To find the derivative of the expression \( y = \cos(2 \tan^{-1}(\sqrt{\frac{1-x}{1+x}})) - 2 \cos^{-1}(\sqrt{\frac{1-x}{2}}) \) with respect to \( x \), we will follow these steps: ### Step 1: Substitute \( x \) Let \( x = \cos(\theta) \).

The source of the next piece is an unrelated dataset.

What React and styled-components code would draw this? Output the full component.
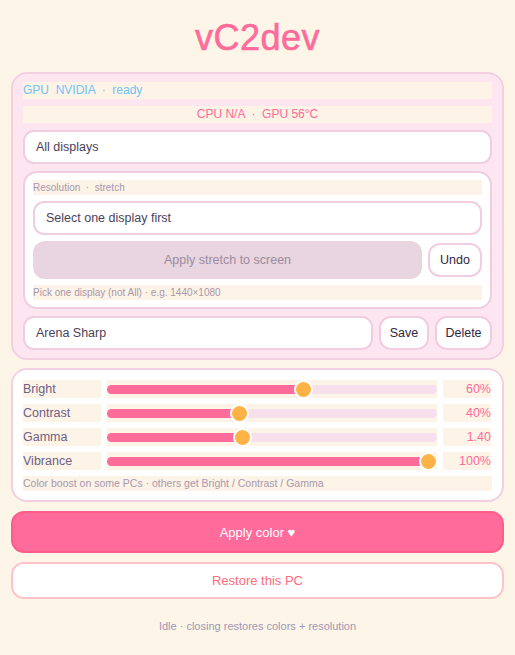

Then we can express \( \frac{1-x}{1+x} \) in terms of \( \theta \): \[ \frac{1 - \cos(\theta)}{1 + \cos(\theta)} = \frac{2 \sin^2(\theta/2)}{2 \cos^2(\theta/2)} = \tan^2(\theta/2) \] Thus, we have: \[ \tan^{-1}(\sqrt{\frac{1-x}{1+x}}) = \tan^{-1}(\tan(\theta/2)) = \frac{\theta}{2} \] ### Step 2: Simplify the expression for \( y \) Now substituting back into \( y \): \[ y = \cos(2 \cdot \frac{\theta}{2}) - 2 \cos^{-1}(\sqrt{\frac{1 - \cos(\theta)}{2}}) \] Using the double angle identity for cosine: \[ y = \cos(\theta) - 2 \cos^{-1}(\sin(\theta/2)) \] ### Step 3: Rewrite \( \cos^{-1} \) Using the identity \( \cos^{-1}(x) = \frac{\pi}{2} - \sin^{-1}(x) \): \[ y = \cos(\theta) - 2 \left( \frac{\pi}{2} - \sin^{-1}(\sin(\theta/2)) \right) \] This simplifies to: \[ y = \cos(\theta) - \pi + 2 \cdot \frac{\theta}{2} = \cos(\theta) - \pi + \theta \] ### Step 4: Differentiate \( y \) Now, we differentiate \( y \) with respect to \( x \): \[ \frac{dy}{dx} = \frac{d}{dx}(\cos(\theta) - \pi + \theta) \] Using the chain rule: \[ \frac{dy}{dx} = -\sin(\theta) \cdot \frac{d\theta}{dx} + \frac{d\theta}{dx} \] We know that: \[ \frac{d\theta}{dx} = -\frac{1}{\sqrt{1 - x^2}} \] Thus: \[ \frac{dy}{dx} = -\sin(\theta) \cdot \left(-\frac{1}{\sqrt{1 - x^2}}\right) + \left(-\frac{1}{\sqrt{1 - x^2}}\right) \] This simplifies to: \[ \frac{dy}{dx} = \frac{\sin(\theta) - 1}{\sqrt{1 - x^2}} \] ### Step 5: Substitute back \( \sin(\theta) \) Since \( x = \cos(\theta) \), we can find \( \sin(\theta) \) using: \[ \sin(\theta) = \sqrt{1 - x^2} \] Thus: \[ \frac{dy}{dx} = \frac{\sqrt{1 - x^2} - 1}{\sqrt{1 - x^2}} \] ### Final Answer The derivative of the given expression is: \[ \frac{dy}{dx} = 1 - \frac{1}{\sqrt{1 - x^2}} \]